For years, parties which may have focussed on these issues have been deliberately locked out of politics. Popular movements such as Ukip have been denied effective representation. No one can argue that in 2015, Douglas Carswell MP – able and thoughtful though Douglas is – was a fair return for Ukip’s 3.9m votes, any more than one could argue that 23 MPs was a fair return for the SDP/Liberal Alliance’s 7.8m votes back in 1983.

There is no argument that our system is fair. Those defending the status quo suggest that FPTP leads to decisive electoral results and strong government. In reality, neither has been in evidence for many years. That defence is long gone.

Interestingly, the British public are ahead of those who govern us. Recent polling shows a fragmentation of party allegiances indicating a popular preference for a four or five party system – and yet we’re stuck with a structure suited to only two parties. To traditional conservatives who have long wished for a genuine conservative party to emerge, I’d suggest that voting reform is now the only realistic route to such a goal. British two-party politics is on its last legs. It has the smell of sediment about it – like something left behind after the tide has ebbed.

In addition to voting reform we need to re-think how we convene our politics. The old class-based divisions which gave rise to the Conservative and Labour parties – and gave them meaning – have given way to new value divides centred on culture.

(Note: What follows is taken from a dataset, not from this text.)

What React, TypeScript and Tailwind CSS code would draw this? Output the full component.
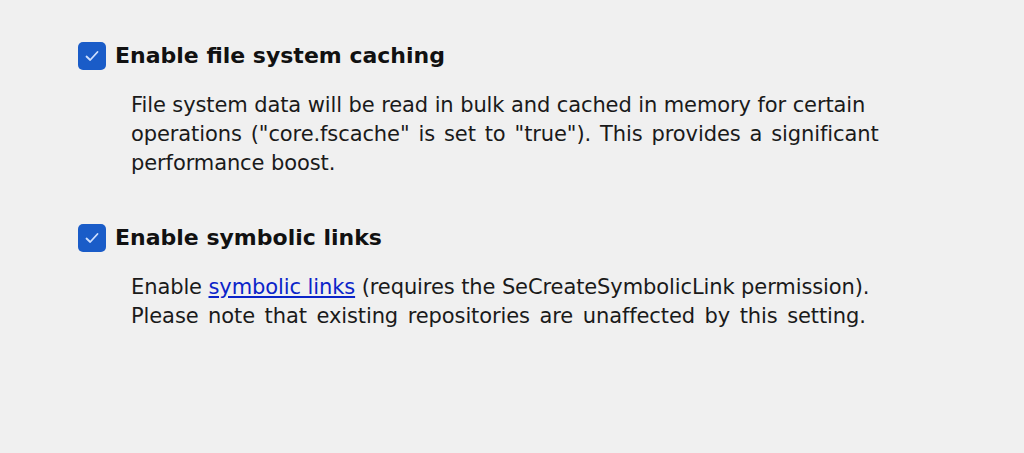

The likes of David Goodhart and professor Matthew Goodwin have identified a ‘hidden gap’ in British politics which could, in theory, unite a majority of citizens. This red/blue type of politics combines social conservatism with moderate but genuine centre-left economics. It’s a platform which would blend some very dynamic policy combinations such as lower immigration linked with building new council housing – and arguably, if you don’t do one, the other doesn’t work.  Railway Nationalisation could go alongside increased defence spending and leaving the EU with creation of a National Care Service.

Previous attempts to advance a red/blue type of politics have, understandably, focussed on influencing the establishment parties. Phillip Blond’s thoughtful ‘Red Tory’ ideas briefly influenced David Cameron, and Labour’s Ed Miliband temporarily flirted with Maurice Glasman’s admirable Blue Labour movement.  Neither prevailed, perhaps because a policy blend of right and left is simply too subtle for Labour and Tory partisans to digest.

The Red Tory and Blue Labour movements were, effectively, at the back of the bus shouting directions to a driver who wasn’t listening and probably didn’t understand. The truth is that Labour and the Tories are stuck. Tories are as hooked on laissez-faire economics as Labour is on flakey progressive ideas. And critically the politics of individualism unites them both.

However, just when the outlook for communitarian politics seemed rather bleak something interesting has happened. In early 2018, the Social Democratic Party – a surviving group of grassroots ‘Owenites’ that many thought had long gone – began to revive. The SDP started to convene serious activists and thinkers who share a family-orientated, communitarian, nation-state outlook. A tipping point came in November 2018, when the SDP published its ‘New Declaration’ – a new manifesto which attracted former Ukip MEP Patrick O’Flynn to join. Membership has grown rapidly and now includes prominent journalists and former Labour party members Giles Fraser and The Spectator’s very own Rod Liddle.

For years, people have been offered a dreary choice between left or right. In fact, most voters want a dynamic combination. It’s time they were given that choice.